The event at the Show Me Center featured 278 Junior Division and 41 Senior Division projects.
Awards were presented for first, second and third place and Best of Show, plus there are special awards -- some of which included cash. The top two finishers -- Austin Van De Ven of Notre Dame Regional High School and Jon Rodgers of Dexter High School -- advance to the International Science Fair on May 11 through 16 in Los Angeles, and an eighth-grader -- Makayla Job of Scott City Middle School -- will attend as an observer.
Hannah Landewe, an eighth-grader at St. Vincent de Paul grade school in Cape Girardeau, conducted a detergent experiment that persuaded her family to change brands.
Using white strips of material with black circles drawn on them, Landewe placed stains such as chocolate and juice on the strips. She tried washing them in a coffee can with Tide, All, Woolite, Purex and Gain, shook them up and awaited the results.
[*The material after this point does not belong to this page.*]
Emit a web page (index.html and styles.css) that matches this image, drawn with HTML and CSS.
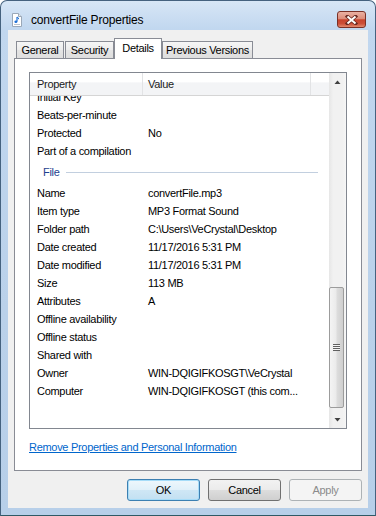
FILE: index.html
```html
<!DOCTYPE html>
<html lang="en">
<head>
  <meta charset="UTF-8" />
  <title>convertFile Properties</title>
  <link rel="stylesheet" href="styles.css">
</head>
<body>
  <div class="window">
    <div class="titlebar">
      <svg class="app-icon" width="10" height="14" viewBox="0 0 10 14">
        <path d="M0.5 0.5 H6.5 L9.5 3.5 V13.5 H0.5 Z" fill="#fff" stroke="#9aa8b8"/>
        <path d="M6.5 0.5 V3.5 H9.5" fill="#e4e9ef" stroke="#9aa8b8"/>
        <path d="M5 4 V8.6" stroke="#1c6fd6" stroke-width="1.2"/>
        <path d="M5 4 Q6.8 4.6 6.6 6.2" fill="none" stroke="#1c6fd6" stroke-width="1"/>
        <ellipse cx="3.9" cy="8.8" rx="1.5" ry="1.2" fill="#1c6fd6"/>
        <path d="M2 11.5 H8" stroke="#b9c3cf"/>
      </svg>
      <span class="title">convertFile Properties</span>
      <button class="close">
        <svg width="13" height="10" viewBox="0 0 13 10">
          <path d="M2.5 1.5 L10.5 8.5 M10.5 1.5 L2.5 8.5" stroke="#6a2a22" stroke-width="3.6" stroke-linecap="square"/>
          <path d="M2.5 1.5 L10.5 8.5 M10.5 1.5 L2.5 8.5" stroke="#fff" stroke-width="2"/>
        </svg>
      </button>
    </div>

    <div class="client">
      <div class="tabs">
        <div class="tab tab-general">General</div>
        <div class="tab tab-security">Security</div>
        <div class="tab tab-details active">Details</div>
        <div class="tab tab-versions">Previous Versions</div>
      </div>

      <div class="panel">
        <div class="list">
          <div class="list-main">
            <div class="list-head">
              <div class="col col-prop">Property</div>
              <div class="col col-val">Value</div>
              <div class="col col-rest"></div>
            </div>
            <div class="list-body">
              <div class="rows">
                <div class="row"><span class="k">Initial Key</span><span class="v"></span></div>
                <div class="row"><span class="k">Beats-per-minute</span><span class="v"></span></div>
                <div class="row"><span class="k">Protected</span><span class="v">No</span></div>
                <div class="row"><span class="k">Part of a compilation</span><span class="v"></span></div>
                <div class="group">File</div>
                <div class="row"><span class="k">Name</span><span class="v">convertFile.mp3</span></div>
                <div class="row"><span class="k">Item type</span><span class="v">MP3 Format Sound</span></div>
                <div class="row"><span class="k">Folder path</span><span class="v">C:\Users\VeCrystal\Desktop</span></div>
                <div class="row"><span class="k">Date created</span><span class="v">11/17/2016 5:31 PM</span></div>
                <div class="row"><span class="k">Date modified</span><span class="v">11/17/2016 5:31 PM</span></div>
                <div class="row"><span class="k">Size</span><span class="v">113 MB</span></div>
                <div class="row"><span class="k">Attributes</span><span class="v">A</span></div>
                <div class="row"><span class="k">Offline availability</span><span class="v"></span></div>
                <div class="row"><span class="k">Offline status</span><span class="v"></span></div>
                <div class="row"><span class="k">Shared with</span><span class="v"></span></div>
                <div class="row"><span class="k">Owner</span><span class="v">WIN-DQIGIFKOSGT\VeCrystal</span></div>
                <div class="row"><span class="k">Computer</span><span class="v">WIN-DQIGIFKOSGT (this com...</span></div>
              </div>
            </div>
          </div>
          <div class="vscroll">
            <div class="sb-btn">
              <svg width="7" height="4" viewBox="0 0 7 4"><path d="M0.5 4 L3.5 0.5 L6.5 4 Z" fill="#404040"/></svg>
            </div>
            <div class="track">
              <div class="thumb"><span class="grip"></span></div>
            </div>
            <div class="sb-btn">
              <svg width="7" height="4" viewBox="0 0 7 4"><path d="M0.5 0 L3.5 3.5 L6.5 0 Z" fill="#404040"/></svg>
            </div>
          </div>
        </div>
        <a class="link" href="#">Remove Properties and Personal Information</a>
      </div>

      <div class="buttons">
        <button class="btn default">OK</button>
        <button class="btn">Cancel</button>
        <button class="btn" disabled>Apply</button>
      </div>
    </div>
  </div>
</body>
</html>
```

FILE: styles.css
```css
* { margin: 0; padding: 0; box-sizing: border-box; }
body { font-family: "Liberation Sans", Arial, sans-serif; font-size: 11px; letter-spacing: -0.3px; color: #000; background: #fff; }

/* window frame */
.window { width: 376px; height: 516px; display: flex; flex-direction: column; padding: 0 7px 7px; border: 1px solid #45627f; border-bottom-color: #2f5965; border-radius: 7px 7px 0 0; background: linear-gradient(#d7e6f6, #c1d7ef 28px, #bad1ea 60%, #b7cfe9); }
.titlebar { height: 29px; display: flex; align-items: center; padding: 8px 2px 0 4px; }
.app-icon { margin-right: 9px; }
.title { font-size: 12px; letter-spacing: -0.2px; color: #000; }
.close { margin-left: auto; width: 29px; height: 17px; display: flex; align-items: center; justify-content: center; border: 1px solid #7a3026; border-radius: 3px; background: linear-gradient(#eab1a3, #dc8d7b 45%, #c8432d 52%, #cc4f38 78%, #e38b70); }

/* client area */
.client { flex: 1; display: flex; flex-direction: column; padding: 8px 6px 7px; background: #f0f0f0; }
.tabs { height: 20px; display: flex; align-items: flex-end; padding-left: 2px; }
.tab { height: 17px; line-height: 16px; text-align: center; border: 1px solid #898c95; border-bottom: 0; background: linear-gradient(#f6f6f6, #ececec 50%, #e4e4e4 51%, #dedede); }
.tab-general { width: 48px; margin-right: 1px; }
.tab-security { width: 49px; }
.tab-details { width: 48px; }
.tab-versions { width: 91px; }
.tab.active { height: 21px; margin-bottom: -1px; padding-top: 1px; background: #fff; position: relative; z-index: 1; }

.panel { height: 413px; padding: 13px 14px 0; border: 1px solid #898c95; background: #fff; }

/* details list */
.list { height: 357px; display: flex; border: 1px solid #828790; background: #fff; }
.list-main { flex: 1; min-width: 0; display: flex; flex-direction: column; }
.list-head { height: 23px; display: flex; border-bottom: 1px solid #d5d5d5; background: linear-gradient(#fff, #fff 40%, #f3f4f6 45%, #f3f4f6); color: #1b1b1b; }
.col { line-height: 22px; }
.col-prop { width: 113px; padding-left: 7px; border-right: 1px solid #e2e3e5; }
.col-val { width: 168px; padding-left: 5px; border-right: 1px solid #e2e3e5; }
.col-rest { flex: 1; }
.list-body { flex: 1; overflow: hidden; }
.rows { margin-top: -8px; }
.row { height: 18px; line-height: 18px; display: flex; white-space: nowrap; }
.row .k { width: 112px; padding-left: 7px; }
.row .v { padding-left: 6px; }
.group { height: 24px; display: flex; align-items: center; padding-left: 13px; color: #1e3f8f; }
.group::after { content: ""; flex: 1; height: 1px; margin: 0 11px 0 6px; background: #c2cfdf; }

.vscroll { width: 17px; display: flex; flex-direction: column; background: linear-gradient(to right, #e6e6e6, #f1f1f1 25%, #f1f1f1 80%, #f6f6f6); }
.sb-btn { height: 17px; display: flex; align-items: center; justify-content: center; }
.track { flex: 1; }
.thumb { width: 15px; height: 121px; margin-top: 197px; display: flex; align-items: center; justify-content: center; border: 1px solid #9c9c9c; border-radius: 2px; background: linear-gradient(to right, #f4f4f4, #ebebeb 45%, #dcdcdc 55%, #cfcfcf); }
.grip { width: 7px; height: 7px; background: repeating-linear-gradient(#606060 0 1px, #f4f4f4 1px 2px); }

.link { display: inline-block; margin-top: 11px; line-height: 14px; color: #0066cc; text-decoration: underline; }

/* dialog buttons */
.buttons { display: flex; justify-content: flex-end; gap: 8px; margin-top: 8px; }
.btn { width: 73px; height: 22px; font-family: inherit; font-size: 11px; letter-spacing: -0.3px; color: #000; border: 1px solid #707070; border-radius: 3px; background: linear-gradient(#f2f2f2, #ebebeb 50%, #dddddd 51%, #cfcfcf); }
.btn.default { border-color: #3c7fb1; box-shadow: inset 0 0 0 1px #a6dcf8; background: linear-gradient(#eef7fc, #e0f0f9 50%, #cfe7f5 51%, #c2e0f2); }
.btn:disabled { color: #8b8b8b; border-color: #adb2b5; background: #f4f4f4; }
```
She also tried water, but that didn't work well.
Landewe found Gain worked best, prompting her family to switch from All.
The idea for the experiment came up when she and her dad were at the grocery store. They wondered why there were so many detergents.
Among the many science ventures tackled, students also tried to determine which gum was most effective against mouth microbes, perception vs. reality, which wood burns hotter and whether weather affects a person's mood.
Jenna Winkler, Kati Schnurbusch and Abby Buchheit, all eighth-graders at St. Vincent's in Perryville, Mo., worked on the gum project to determine which type of Wrigley's got rid of the most mouth bacteria.
The three tested five flavors. "We thought that Big Red would be the best, but it's actually the worst," Buchheit said.
David Wyman, a
Missouri Department of Transportation engineer in his second year as a judge, said what interests children interests him. "I like to look at all the projects, and then of course, you find some that would have some ... real-world benefits. Those are always very interesting to me," Wyman said.
"I like the ones that the children really take an interest in. You can tell some of them are just doing it as a project for school and some of them are really interested in what the result is going to be. It's always good when the science fair stimulates a real good question and gives ... you some real good answers for later on," Wyman said.
Chris McGowan, dean of Southeast's College of Science, Technology and Agriculture and a professor in the Department of Chemistry, said the fair attracted about the same number of projects this year as last, but with about 40 fewer students. Eighty people participated as judges.
A community committee with representatives from the college, local schools and industry organize the fair each year. McGowan said the fair dates are planned three years in advance, so the event already is scheduled for 2017.